Today is the traditional date for the invention of champagne by Dom Perignon in 1693. He was a French Benedictine monk who made important contributions to the production and quality of Champagne wine in an era when the region’s wines were predominantly still red. Popular myths frequently, but erroneously, credit him with the invention of sparkling Champagne, which did not become the dominant style of Champagne until the mid-19th century.
The famous Champagne Dom Pérignon, the prestige cuvée of winery Moët & Chandon, is named after him. The remains of the monastery where he spent his adult life is now the property of that winery.
n Pérignon’s era, the in-bottle refermentation (now used to give sparkling wine its sparkle) was an enormous problem for winemakers. When the weather cooled off in the autumn, fermentation would sometimes stop before all the fermentable sugars had been converted to alcohol. If the wine was bottled in this state, it became a literal time bomb. When the weather warmed in the spring, dormant yeast roused themselves and began generating carbon dioxide that would at best push the cork out of the bottle, and at worst explode, starting a chain reaction.
In 1718, the Canon Godinot published a set of wine-making rules that were said to be established by Dom Pérignon. Among these rules was the detail that fine wine should only be made from Pinot noir. Pérignon was not fond of white grapes because of their tendency to enter re-fermentation. Prior to blending he would taste the grapes without knowing the source vineyard to avoid influencing his perceptions. References to his “blind tasting of wine” have led to the common misconception that Dom Pérignon was blind. Contrary to popular belief, Dom Pérignon did not introduce blending to Champagne wines but rather the method of blending the grapes prior to sending them to press.

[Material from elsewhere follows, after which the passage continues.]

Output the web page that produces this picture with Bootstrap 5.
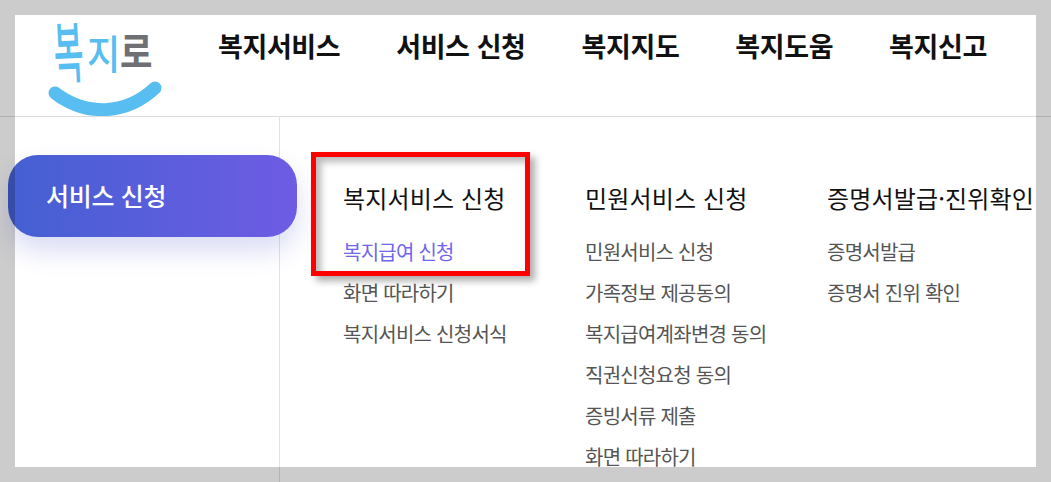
<!doctype html>
<html lang="ko"><head><meta charset="utf-8"><title>복지로</title>
<link rel="stylesheet" href="https://cdn.jsdelivr.net/npm/bootstrap@5.3.0/dist/css/bootstrap.min.css">
<style>
html,body{height:482px;overflow:hidden;background:#fff}
body{font-family:"Noto Sans CJK KR","Noto Sans",sans-serif;color:#111}
.shell{position:relative;width:1051px;height:482px;overflow:hidden}
.topbar{height:117px;border-bottom:1px solid #dcdcdc}
.brand{width:218px;height:116px;flex:none}
.gnb{gap:56px;padding-top:27px;margin:0;list-style:none;padding-left:0}
.gnb a{display:block;font-size:27px;font-weight:700;line-height:38px;color:#111;text-decoration:none;letter-spacing:-.4px;white-space:nowrap}
.side{width:280px;height:365px;border-right:1px solid #e2e2e2;flex:none;padding:38px 0 0 8px}
.pill{width:289px;height:82px;border-radius:30px;background:linear-gradient(90deg,#4460d2,#6e5ce4);color:#fff;font-size:25px;font-weight:500;line-height:80px;padding-left:38px;box-shadow:0 14px 26px rgba(70,80,200,.2);position:relative;letter-spacing:-.3px}
.cols{padding:62px 0 0 63px}
.menu-col{width:242px;flex:none}
.menu-col h3{font-size:24px;font-weight:400;line-height:38px;margin:0 0 14px;color:#111;white-space:nowrap;letter-spacing:.15px}
.menu-col a{display:block;font-size:20px;line-height:41px;color:#555;text-decoration:none;white-space:nowrap;letter-spacing:-.75px}
.menu-col a.on{color:#6f66ee}
.frame{position:absolute;inset:0;border:15px solid rgba(0,0,0,.2);pointer-events:none}
.callout{position:absolute;left:311px;top:152px;width:219px;height:124px;border:5px solid #f00;box-shadow:5px 5px 7px rgba(0,0,0,.32),inset 5px 5px 7px rgba(0,0,0,.28);pointer-events:none}
</style></head><body>
<div class="shell">
 <header class="topbar d-flex">
  <svg class="brand" viewBox="0 0 218 116" aria-label="복지로" role="img">
   <text transform="translate(55 78) rotate(-3) scale(.85 1.75)" font-size="38" font-weight="500" fill="#58bdf0" font-family="Noto Sans CJK KR">복</text>
   <text transform="translate(87 69) scale(.95 1.05)" font-size="38" font-weight="500" fill="#58bdf0" font-family="Noto Sans CJK KR">지</text>
   <text transform="translate(120 67) scale(.98 1.15)" font-size="36" font-weight="700" fill="#6e7074" font-family="Noto Sans CJK KR">로</text>
   <path d="M55 93C85 116 125 116 155 88" fill="none" stroke="#58bdf0" stroke-width="13" stroke-linecap="round"/>
  </svg>
  <ul class="gnb d-flex">
   <li><a href="#">복지서비스</a></li><li><a href="#">서비스 신청</a></li><li><a href="#">복지지도</a></li><li><a href="#">복지도움</a></li><li><a href="#">복지신고</a></li>
  </ul>
 </header>
 <div class="d-flex">
  <aside class="side"><div class="pill">서비스 신청</div></aside>
  <div class="cols d-flex">
   <div class="menu-col"><h3>복지서비스 신청</h3><a class="on" href="#">복지급여 신청</a><a href="#">화면 따라하기</a><a href="#">복지서비스 신청서식</a></div>
   <div class="menu-col"><h3>민원서비스 신청</h3><a href="#">민원서비스 신청</a><a href="#">가족정보 제공동의</a><a href="#">복지급여계좌변경 동의</a><a href="#">직권신청요청 동의</a><a href="#">증빙서류 제출</a><a href="#">화면 따라하기</a></div>
   <div class="menu-col"><h3>증명서발급·진위확인</h3><a href="#">증명서발급</a><a href="#">증명서 진위 확인</a></div>
  </div>
 </div>
 <div class="callout"></div>
 <div class="frame"></div>
</div>
<script src="https://cdn.jsdelivr.net/npm/bootstrap@5.3.0/dist/js/bootstrap.bundle.min.js"></script>
</body></html>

The quote attributed to Pérignon—”Come quickly, I am tasting the stars!”—is supposedly what he said when tasting the first sparkling champagne. However, the first appearance of that quote appears to have been in a print advertisement in the late 19th century.
A major proponent of the misconceptions surrounding Dom Pérignon came from one of his successors at the Abbey of Hautvillers, Dom Groussard, who in 1821 gave an account of Dom Pérignon “inventing” Champagne among other exaggerated tales about the Abbey in order to garner historical importance and prestige for the church.
Groussard’s myth achieved more than prestige for the church, it helped commercialize champagne at the turn of the twentieth century. The Syndicat du Commerce used the myth to promote Champagne and the Champagne region, producing a pamphlet called Le Vin de Champagne in 1896 that celebrated Perignon as the inventor of Champagne by following “ancient traditions”. The myth served to protect Champagne made in Marne as the original sparkling wine and dismiss other wines as imitators.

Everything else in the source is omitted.